One of the key determinants as to whether this new USFL will be financially viable is the pay structure for players and coaches. A recent report indicated that USFL players will earn $4500 per week for the ten game regular season and a higher amount during the playoffs. Other players carried on the practice squad will be paid about half that amount.
Assuming a 53-player roster (like the NFL), that would mean a weekly payroll of $238,500 per team. With eight teams playing a ten game regular season, the USFL’s player costs will be about $2,385,000 per team. That amounts to a little more than $19 million for all eight teams in the regular season.
Since personnel accounts for about 50% of most businesses, let’s more than double that amount and project an expected financial outlay of about $50 million required from Fox Sports to run the Birmingham-based USFL this spring.
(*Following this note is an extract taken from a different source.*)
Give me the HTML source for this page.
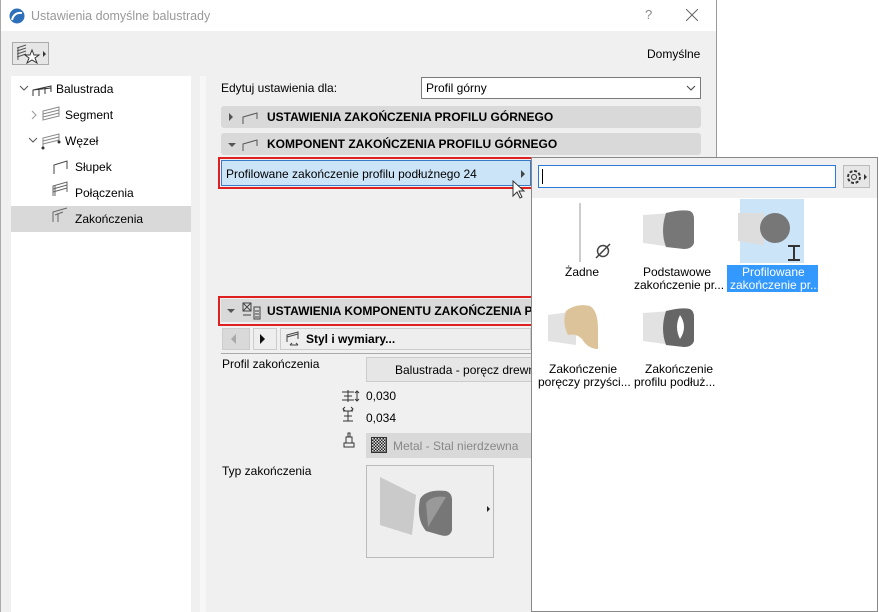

For a network which pays the NFL about $2 billion annually for the rights to NFL football games, the investment into the USFL in 2022 seems relatively small.
The biggest negative associated with the new USFL is not having the eight teams play home football games in their home cities.
This iteration of the USFL is purely about generating television viewership. Early reports suggested that Fox Sports is hoping to attract about 1.4 million viewers per game in 2022. If the USFL can cover its operating costs at the Birmingham football stadiums with local paid attendance, then the focus will be making the league an attractive product for home television audiences.
Will enough people want to stay inside during the warmer spring weather to watch professional football being played in Birmingham, Alabama every weekend?
According to some reports, the USFL will be evaluated after Season One concludes (like any television show, right?). There are no guarantees that there will be a second season of the USFL or what the league might look like (playing football games in their home cities, for example).
Fox Sports is willing to give this a go. I’m looking forward to Saturday, April 16 with the first televised game between the New Jersey Generals and the hometown Birmingham Stallions.
History says not to bet on the USFL making it into year two. If this league doesn’t make it, it certainly won’t be for a lack of creative preparation and cost containment.
Let’s see if thousands of football fans in Alabama will show up and are ready to pay to see some spring football!